▶ **TO BE DONE**: Reproduce the listing exactly, with no pictures in your copy.

>>>>

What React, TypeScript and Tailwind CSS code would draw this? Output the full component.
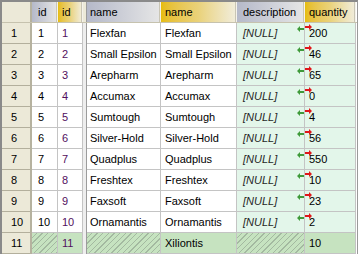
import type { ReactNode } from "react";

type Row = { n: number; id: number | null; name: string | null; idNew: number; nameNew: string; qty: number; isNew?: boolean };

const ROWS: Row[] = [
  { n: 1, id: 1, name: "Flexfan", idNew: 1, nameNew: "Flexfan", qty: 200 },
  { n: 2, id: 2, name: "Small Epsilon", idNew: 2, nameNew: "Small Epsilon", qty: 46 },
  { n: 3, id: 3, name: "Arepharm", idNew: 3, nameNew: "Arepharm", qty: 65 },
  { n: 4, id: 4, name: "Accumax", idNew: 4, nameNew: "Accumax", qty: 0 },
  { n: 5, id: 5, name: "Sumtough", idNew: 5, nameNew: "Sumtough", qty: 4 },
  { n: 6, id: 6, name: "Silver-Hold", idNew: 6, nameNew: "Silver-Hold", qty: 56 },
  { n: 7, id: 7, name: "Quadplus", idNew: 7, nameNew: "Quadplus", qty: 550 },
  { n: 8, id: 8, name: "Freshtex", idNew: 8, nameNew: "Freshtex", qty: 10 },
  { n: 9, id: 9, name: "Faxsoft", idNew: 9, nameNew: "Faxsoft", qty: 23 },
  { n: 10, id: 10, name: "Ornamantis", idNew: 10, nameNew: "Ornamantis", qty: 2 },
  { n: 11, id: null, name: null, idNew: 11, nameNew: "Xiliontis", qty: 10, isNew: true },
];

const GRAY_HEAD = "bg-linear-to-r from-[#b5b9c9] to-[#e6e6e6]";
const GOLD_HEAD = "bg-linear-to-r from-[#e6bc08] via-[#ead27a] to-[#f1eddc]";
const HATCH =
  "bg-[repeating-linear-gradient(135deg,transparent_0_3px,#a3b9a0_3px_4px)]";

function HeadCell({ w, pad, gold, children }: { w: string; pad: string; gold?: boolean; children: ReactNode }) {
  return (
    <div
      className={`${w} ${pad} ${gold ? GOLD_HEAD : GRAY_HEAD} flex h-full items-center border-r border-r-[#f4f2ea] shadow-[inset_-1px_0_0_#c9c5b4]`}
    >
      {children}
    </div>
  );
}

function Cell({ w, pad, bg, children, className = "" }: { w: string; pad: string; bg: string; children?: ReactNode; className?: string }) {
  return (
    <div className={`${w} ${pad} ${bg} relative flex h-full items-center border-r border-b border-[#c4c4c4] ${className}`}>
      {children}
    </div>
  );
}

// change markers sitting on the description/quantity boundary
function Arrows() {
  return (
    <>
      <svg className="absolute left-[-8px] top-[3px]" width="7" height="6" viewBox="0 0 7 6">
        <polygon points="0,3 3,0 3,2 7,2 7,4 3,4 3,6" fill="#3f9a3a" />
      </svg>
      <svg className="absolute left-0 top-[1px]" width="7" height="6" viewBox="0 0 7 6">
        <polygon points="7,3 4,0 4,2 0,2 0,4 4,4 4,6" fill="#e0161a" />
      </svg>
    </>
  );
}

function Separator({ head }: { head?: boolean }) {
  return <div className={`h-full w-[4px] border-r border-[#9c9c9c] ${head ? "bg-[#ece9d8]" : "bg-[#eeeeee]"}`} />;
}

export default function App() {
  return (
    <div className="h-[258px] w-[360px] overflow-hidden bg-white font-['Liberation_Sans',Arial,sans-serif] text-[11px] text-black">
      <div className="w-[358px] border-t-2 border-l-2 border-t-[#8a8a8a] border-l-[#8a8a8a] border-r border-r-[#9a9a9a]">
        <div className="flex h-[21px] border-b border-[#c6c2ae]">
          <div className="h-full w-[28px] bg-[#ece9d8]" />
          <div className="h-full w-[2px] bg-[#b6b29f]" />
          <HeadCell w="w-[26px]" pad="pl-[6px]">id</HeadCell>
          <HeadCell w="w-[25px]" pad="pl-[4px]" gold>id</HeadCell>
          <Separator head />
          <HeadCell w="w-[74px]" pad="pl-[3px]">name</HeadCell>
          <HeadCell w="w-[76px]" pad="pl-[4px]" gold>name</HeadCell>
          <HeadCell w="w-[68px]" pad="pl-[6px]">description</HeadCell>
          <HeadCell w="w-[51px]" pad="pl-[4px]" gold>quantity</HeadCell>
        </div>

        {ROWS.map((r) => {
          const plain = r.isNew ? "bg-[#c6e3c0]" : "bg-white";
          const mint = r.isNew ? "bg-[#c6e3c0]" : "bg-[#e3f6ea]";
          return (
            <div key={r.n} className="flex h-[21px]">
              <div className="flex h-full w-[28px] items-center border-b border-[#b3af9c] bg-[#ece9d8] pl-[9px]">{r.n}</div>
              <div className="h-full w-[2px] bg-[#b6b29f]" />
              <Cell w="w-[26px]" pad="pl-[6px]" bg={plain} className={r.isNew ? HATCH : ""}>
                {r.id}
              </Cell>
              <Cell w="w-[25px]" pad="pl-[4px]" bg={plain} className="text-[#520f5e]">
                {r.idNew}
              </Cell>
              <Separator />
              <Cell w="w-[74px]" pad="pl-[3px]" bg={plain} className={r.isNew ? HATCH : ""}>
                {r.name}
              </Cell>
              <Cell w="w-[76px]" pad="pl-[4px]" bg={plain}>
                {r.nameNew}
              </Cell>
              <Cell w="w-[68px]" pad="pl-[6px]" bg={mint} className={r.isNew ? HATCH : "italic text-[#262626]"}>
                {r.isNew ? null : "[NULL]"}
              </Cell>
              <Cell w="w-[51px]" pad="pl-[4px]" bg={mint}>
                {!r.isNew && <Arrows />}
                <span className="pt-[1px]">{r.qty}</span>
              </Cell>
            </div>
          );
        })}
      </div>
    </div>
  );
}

<<<<

▶ **PROBLEM SOLUTION**:
What React, TypeScript and Tailwind CSS code would draw this? Output the full component.
import type { ReactNode } from "react";

type Row = { n: number; id: number | null; name: string | null; idNew: number; nameNew: string; qty: number; isNew?: boolean };

const ROWS: Row[] = [
  { n: 1, id: 1, name: "Flexfan", idNew: 1, nameNew: "Flexfan", qty: 200 },
  { n: 2, id: 2, name: "Small Epsilon", idNew: 2, nameNew: "Small Epsilon", qty: 46 },
  { n: 3, id: 3, name: "Arepharm", idNew: 3, nameNew: "Arepharm", qty: 65 },
  { n: 4, id: 4, name: "Accumax", idNew: 4, nameNew: "Accumax", qty: 0 },
  { n: 5, id: 5, name: "Sumtough", idNew: 5, nameNew: "Sumtough", qty: 4 },
  { n: 6, id: 6, name: "Silver-Hold", idNew: 6, nameNew: "Silver-Hold", qty: 56 },
  { n: 7, id: 7, name: "Quadplus", idNew: 7, nameNew: "Quadplus", qty: 550 },
  { n: 8, id: 8, name: "Freshtex", idNew: 8, nameNew: "Freshtex", qty: 10 },
  { n: 9, id: 9, name: "Faxsoft", idNew: 9, nameNew: "Faxsoft", qty: 23 },
  { n: 10, id: 10, name: "Ornamantis", idNew: 10, nameNew: "Ornamantis", qty: 2 },
  { n: 11, id: null, name: null, idNew: 11, nameNew: "Xiliontis", qty: 10, isNew: true },
];

const GRAY_HEAD = "bg-linear-to-r from-[#b5b9c9] to-[#e6e6e6]";
const GOLD_HEAD = "bg-linear-to-r from-[#e6bc08] via-[#ead27a] to-[#f1eddc]";
const HATCH =
  "bg-[repeating-linear-gradient(135deg,transparent_0_3px,#a3b9a0_3px_4px)]";

function HeadCell({ w, pad, gold, children }: { w: string; pad: string; gold?: boolean; children: ReactNode }) {
  return (
    <div
      className={`${w} ${pad} ${gold ? GOLD_HEAD : GRAY_HEAD} flex h-full items-center border-r border-r-[#f4f2ea] shadow-[inset_-1px_0_0_#c9c5b4]`}
    >
      {children}
    </div>
  );
}

function Cell({ w, pad, bg, children, className = "" }: { w: string; pad: string; bg: string; children?: ReactNode; className?: string }) {
  return (
    <div className={`${w} ${pad} ${bg} relative flex h-full items-center border-r border-b border-[#c4c4c4] ${className}`}>
      {children}
    </div>
  );
}

// change markers sitting on the description/quantity boundary
function Arrows() {
  return (
    <>
      <svg className="absolute left-[-8px] top-[3px]" width="7" height="6" viewBox="0 0 7 6">
        <polygon points="0,3 3,0 3,2 7,2 7,4 3,4 3,6" fill="#3f9a3a" />
      </svg>
      <svg className="absolute left-0 top-[1px]" width="7" height="6" viewBox="0 0 7 6">
        <polygon points="7,3 4,0 4,2 0,2 0,4 4,4 4,6" fill="#e0161a" />
      </svg>
    </>
  );
}

function Separator({ head }: { head?: boolean }) {
  return <div className={`h-full w-[4px] border-r border-[#9c9c9c] ${head ? "bg-[#ece9d8]" : "bg-[#eeeeee]"}`} />;
}

export default function App() {
  return (
    <div className="h-[258px] w-[360px] overflow-hidden bg-white font-['Liberation_Sans',Arial,sans-serif] text-[11px] text-black">
      <div className="w-[358px] border-t-2 border-l-2 border-t-[#8a8a8a] border-l-[#8a8a8a] border-r border-r-[#9a9a9a]">
        <div className="flex h-[21px] border-b border-[#c6c2ae]">
          <div className="h-full w-[28px] bg-[#ece9d8]" />
          <div className="h-full w-[2px] bg-[#b6b29f]" />
          <HeadCell w="w-[26px]" pad="pl-[6px]">id</HeadCell>
          <HeadCell w="w-[25px]" pad="pl-[4px]" gold>id</HeadCell>
          <Separator head />
          <HeadCell w="w-[74px]" pad="pl-[3px]">name</HeadCell>
          <HeadCell w="w-[76px]" pad="pl-[4px]" gold>name</HeadCell>
          <HeadCell w="w-[68px]" pad="pl-[6px]">description</HeadCell>
          <HeadCell w="w-[51px]" pad="pl-[4px]" gold>quantity</HeadCell>
        </div>

        {ROWS.map((r) => {
          const plain = r.isNew ? "bg-[#c6e3c0]" : "bg-white";
          const mint = r.isNew ? "bg-[#c6e3c0]" : "bg-[#e3f6ea]";
          return (
            <div key={r.n} className="flex h-[21px]">
              <div className="flex h-full w-[28px] items-center border-b border-[#b3af9c] bg-[#ece9d8] pl-[9px]">{r.n}</div>
              <div className="h-full w-[2px] bg-[#b6b29f]" />
              <Cell w="w-[26px]" pad="pl-[6px]" bg={plain} className={r.isNew ? HATCH : ""}>
                {r.id}
              </Cell>
              <Cell w="w-[25px]" pad="pl-[4px]" bg={plain} className="text-[#520f5e]">
                {r.idNew}
              </Cell>
              <Separator />
              <Cell w="w-[74px]" pad="pl-[3px]" bg={plain} className={r.isNew ? HATCH : ""}>
                {r.name}
              </Cell>
              <Cell w="w-[76px]" pad="pl-[4px]" bg={plain}>
                {r.nameNew}
              </Cell>
              <Cell w="w-[68px]" pad="pl-[6px]" bg={mint} className={r.isNew ? HATCH : "italic text-[#262626]"}>
                {r.isNew ? null : "[NULL]"}
              </Cell>
              <Cell w="w-[51px]" pad="pl-[4px]" bg={mint}>
                {!r.isNew && <Arrows />}
                <span className="pt-[1px]">{r.qty}</span>
              </Cell>
            </div>
          );
        })}
      </div>
    </div>
  );
}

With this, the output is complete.